Dragon explains Power of You

Dragon explains The Power of You

Wexford Chamber got fired up in the Ferrycarrig Hotel last week when we welcomed former Dragon on Dragon’s Den, Norah Casey, as our latest speaker at a business networking lunch sponsored by Danone Nutricia, Wexford Chamber Skillnet and supported by media partner, Wexford People.

Almost 100 people attended the event; the vast majority of attendees were women involved in various businesses around the county, a very notable contrast to what is usually a very gender-balanced attendance.

Ms Casey is the third Dragon from the popular TV series to address members of the Chamber in the past year, though she was quick to distance herself from any Presidential run, or the candidate who shared her surname!

Opening the proceedings, Chamber President Niall Reck welcomed Ms Casey, who is the owner of the Harmonia Publishing Group, to the sunny south-east, complimenting her extensive CV of entrepreneurship and innovation.  He thanked the hotel for their hospitality and the Chamber team for their hard work in putting the event together.

Ms Casey’s discussion was entitled ‘The Power of You – The Importance of Navigating Your Own Life’, and she spoke of how she had spent her whole life studying strategy and was a total geek at heart.  She discussed how people went through a ‘decade of indulgence’ from the age of 23 to 33, after which day-to-day life took over and many people, effectively, went into ‘the slow lane’ and stopped looking forward.

She remarked, ‘You have until you are 82, the average life expectancy. All of the things you want to do, you still can, and you owe it to the people who can’t, to get out and grab life. Set your internal SAT-NAV towards something or else you are just idling by the curbside.’

She said that this generation was constantly trying to recreate things as if everything had been invented and the innovative side of people’s brain was lazy.

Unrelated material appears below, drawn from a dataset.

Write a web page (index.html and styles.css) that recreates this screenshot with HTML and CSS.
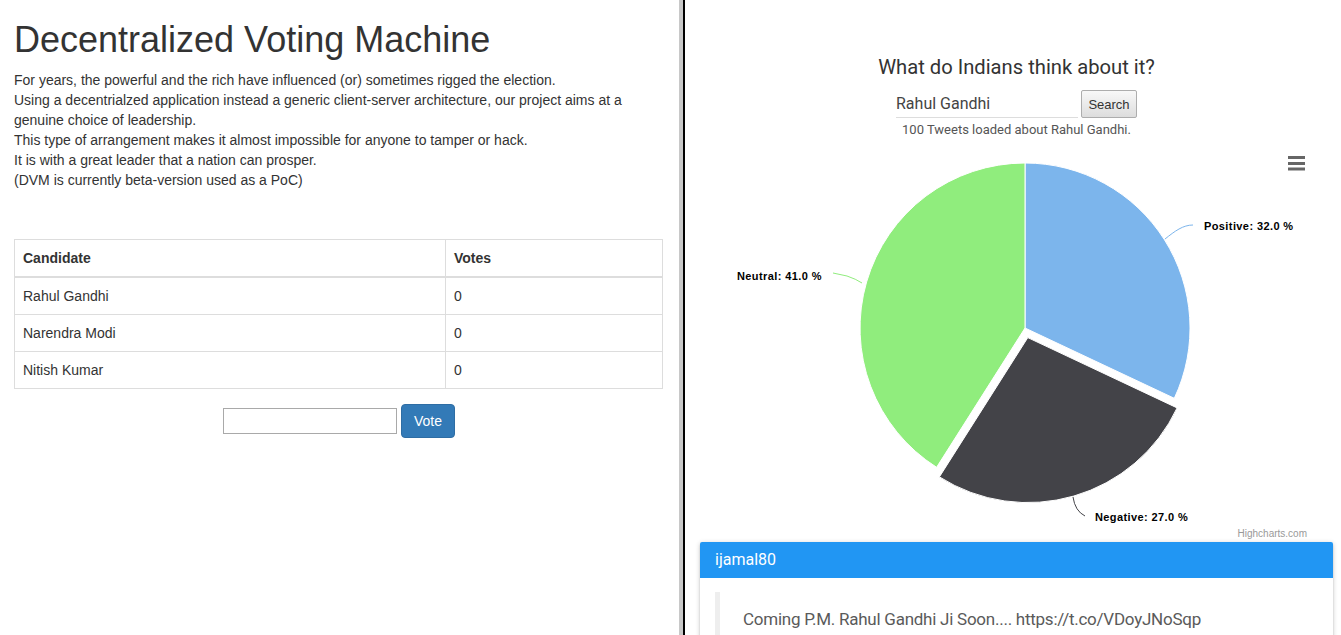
FILE: index.html
```html
<!DOCTYPE html>
<html>
<head>
<meta charset="utf-8">
<title>Decentralized Voting Machine</title>
<link rel="stylesheet" href="styles.css">
</head>
<body>
<div class="split">
  <div class="left">
    <h1 class="title">Decentralized Voting Machine</h1>
    <p class="intro">For years, the powerful and the rich have influenced (or) sometimes rigged the election.<br>
    Using a decentrialzed application instead a generic client-server architecture, our project aims at a genuine choice of leadership.<br>
    This type of arrangement makes it almost impossible for anyone to tamper or hack.<br>
    It is with a great leader that a nation can prosper.<br>
    (DVM is currently beta-version used as a PoC)</p>
    <table class="votes">
      <thead>
        <tr><th class="col-name">Candidate</th><th>Votes</th></tr>
      </thead>
      <tbody>
        <tr><td>Rahul Gandhi</td><td>0</td></tr>
        <tr><td>Narendra Modi</td><td>0</td></tr>
        <tr><td>Nitish Kumar</td><td>0</td></tr>
      </tbody>
    </table>
    <div class="vote-row">
      <input class="vote-input" type="text">
      <button class="vote-btn">Vote</button>
    </div>
  </div>
  <div class="divider"></div>
  <div class="right">
    <h5 class="question">What do Indians think about it?</h5>
    <div class="search-row">
      <input class="search-input" type="text" value="Rahul Gandhi">
      <button class="search-btn">Search</button>
    </div>
    <div class="info">100 Tweets loaded about Rahul Gandhi.</div>
    <div class="chart">
      <svg class="chart-svg" width="633" height="400" viewBox="700 142 633 400" xmlns="http://www.w3.org/2000/svg">
        <g class="menu" stroke="#666" stroke-width="3">
          <line x1="1288" y1="157.5" x2="1305" y2="157.5"/>
          <line x1="1288" y1="163.5" x2="1305" y2="163.5"/>
          <line x1="1288" y1="169" x2="1305" y2="169"/>
        </g>
        <path d="M1025,328 L1025,163 A165,165 0 0 1 1174.3,398.3 Z" fill="#7cb5ec" stroke="#fff" stroke-width="1"/>
        <path d="M1027.8,337.6 L1177.1,407.9 A165,165 0 0 1 939.4,476.9 Z" fill="#434348" stroke="#fff" stroke-width="1"/>
        <path d="M1025,328 L936.6,467.3 A165,165 0 0 1 1025,163 Z" fill="#90ed7d" stroke="#fff" stroke-width="1"/>
        <path d="M1165,239 C1175,231 1183,225 1193,225" fill="none" stroke="#7cb5ec" stroke-width="1"/>
        <path d="M833,273 L847,276 Q856,279 862,283" fill="none" stroke="#90ed7d" stroke-width="1"/>
        <path d="M1073,497 Q1075,511 1085,516" fill="none" stroke="#434348" stroke-width="1"/>
        <text class="lbl" x="1204" y="230">Positive: 32.0 %</text>
        <text class="lbl" x="737" y="280">Neutral: 41.0 %</text>
        <text class="lbl" x="1095" y="521">Negative: 27.0 %</text>
        <text class="credits" x="1307" y="537" text-anchor="end">Highcharts.com</text>
      </svg>
    </div>
    <div class="card">
      <div class="card-head">ijamal80</div>
      <div class="card-body">
        <blockquote class="tweet">Coming P.M. Rahul Gandhi Ji Soon.... https://t.co/VDoyJNoSqp</blockquote>
      </div>
    </div>
  </div>
</div>
</body>
</html>
```
FILE: styles.css
```css
* { box-sizing: border-box; }
html, body { margin: 0; padding: 0; background: #fff; height: 100%; overflow: hidden; }
.split { display: flex; height: 635px; }

.left {
  width: 679px;
  flex: none;
  display: flex;
  flex-direction: column;
  padding: 0 16px 0 14px;
  font-family: "Liberation Sans", Arial, sans-serif;
  font-size: 14px;
  line-height: 20px;
  color: #333;
}
.title {
  margin: 20px 0 10px;
  font-size: 36px;
  font-weight: 500;
  line-height: 40px;
  color: #333;
}
.intro { margin: 0; }
.votes {
  margin-top: 49px;
  width: 649px;
  border-collapse: collapse;
  border: 1px solid #ddd;
}
.votes th, .votes td {
  padding: 8px;
  border: 1px solid #ddd;
  text-align: left;
  line-height: 20px;
}
.votes th { font-weight: bold; border-bottom: 2px solid #ddd; }
.col-name { width: 431px; }
.vote-row {
  margin-top: 15px;
  display: flex;
  justify-content: center;
  align-items: center;
  gap: 4px;
}
.vote-input {
  width: 174px;
  height: 26px;
  border: 1px solid #a9a9a9;
  padding: 1px 2px;
  margin-top: -1px;
  margin-left: 1px;
}
.vote-btn {
  height: 34px;
  padding: 6px 12px;
  font-family: "Liberation Sans", Arial, sans-serif;
  font-size: 14px;
  line-height: 20px;
  color: #fff;
  background: #337ab7;
  border: 1px solid #2e6da4;
  border-radius: 4px;
}

.divider {
  width: 6px;
  flex: none;
  background: #c8c8c8;
  border-right: 2px solid #000;
}

.right {
  width: 656px;
  flex: none;
  display: flex;
  flex-direction: column;
  align-items: center;
  padding: 0 8px 0 15px;
  font-family: Roboto, "Noto Sans", sans-serif;
  color: #333;
}
.question {
  margin: 53px 0 0;
  font-size: 20.2px;
  font-weight: 400;
  line-height: 28px;
  color: #333;
}
.search-row {
  margin-top: 9px;
  display: flex;
  align-items: flex-start;
  gap: 3px;
  height: 28px;
}
.search-input {
  width: 182px;
  height: 28px;
  border: none;
  border-bottom: 1px solid #ddd;
  padding: 0;
  font-family: Roboto, sans-serif;
  font-size: 16px;
  color: #444;
  outline: none;
}
.search-btn {
  width: 56px;
  height: 28px;
  font-family: "Liberation Sans", Arial, sans-serif;
  font-size: 13px;
  color: #333;
  border: 1px solid #adadad;
  border-radius: 2px;
  background: linear-gradient(#f8f8f8, #dddddd);
  padding: 0;
}
.info {
  margin-top: 3px;
  font-size: 13px;
  line-height: 18px;
  color: #555;
}
.chart {
  margin-top: 3px;
  width: 633px;
  height: 400px;
}
.chart-svg { display: block; }
.lbl {
  font-family: "Liberation Sans", Arial, sans-serif;
  font-size: 11px;
  font-weight: bold;
  letter-spacing: 0.4px;
  fill: #000;
}
.credits {
  font-family: "Liberation Sans", Arial, sans-serif;
  font-size: 10px;
  fill: #999;
}
.card {
  width: 633px;
  flex: none;
  background: #fff;
  border-radius: 2px;
  box-shadow: 0 2px 2px 0 rgba(0,0,0,.14), 0 3px 1px -2px rgba(0,0,0,.12), 0 1px 5px 0 rgba(0,0,0,.2);
}
.card-head {
  height: 36px;
  line-height: 36px;
  padding-left: 15px;
  background: #2196f3;
  color: #fff;
  font-size: 16px;
  border-radius: 2px 2px 0 0;
}
.card-body { padding: 14px 15px 15px; }
.tweet {
  margin: 0;
  padding: 15px 23px;
  border-left: 5px solid #eee;
  font-size: 17px;
  letter-spacing: -0.25px;
  line-height: 25px;
  color: #5a5a5a;
}
```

To that end, she recommended a booked called ‘Blue Ocean Thinking’, saying it was something that she encouraged her own son to partake in as well.  She gave two examples of this, which basically called on people to think of something that had never been invented before. The first was the Nintendo Wii and DS, game consoles which catered for the whole family and for women, while the second was Cirque du Soleil, which was a reaction to the standard circus and the negative connotations around it.

‘Bring your 12-year-old into your business, they will imagine things better than any adult’, she remarked, adding that, as it stood, most businesses operated in red oceans, bloodbaths between similar businesses instead of embracing innovation.

When it came to women in business, she believed that confidence, rather than competence was holding women back. She said women were better at calculating risk which was why, she pointed out, that most women in CEO roles had come the finance route.

She referred to Christine Lagarde who famously remarked that Lehman Brothers should have had more Lehman Sisters.

That said, Norah pointed out that risk was necessary in many cases and that once you took a risk once, it became easier to weigh up and take them more often. She also referred to women’s tendency to ruminate which, she said, could be detrimental but also very valuable when it came to understanding why something failed.

Over the years, Norah has learned to invest in a person than an idea, saying that this was something that had become clear during her time on Dragon’s Den where some of her investments would have been better ‘flushed down the toilet’.

Fielding a series of questions from the floor, she stressed that she was in favour of collaboration and cooperation: ‘It’s men and women, not men versus women. Rather than Me Too, I’d prefer Us Together.’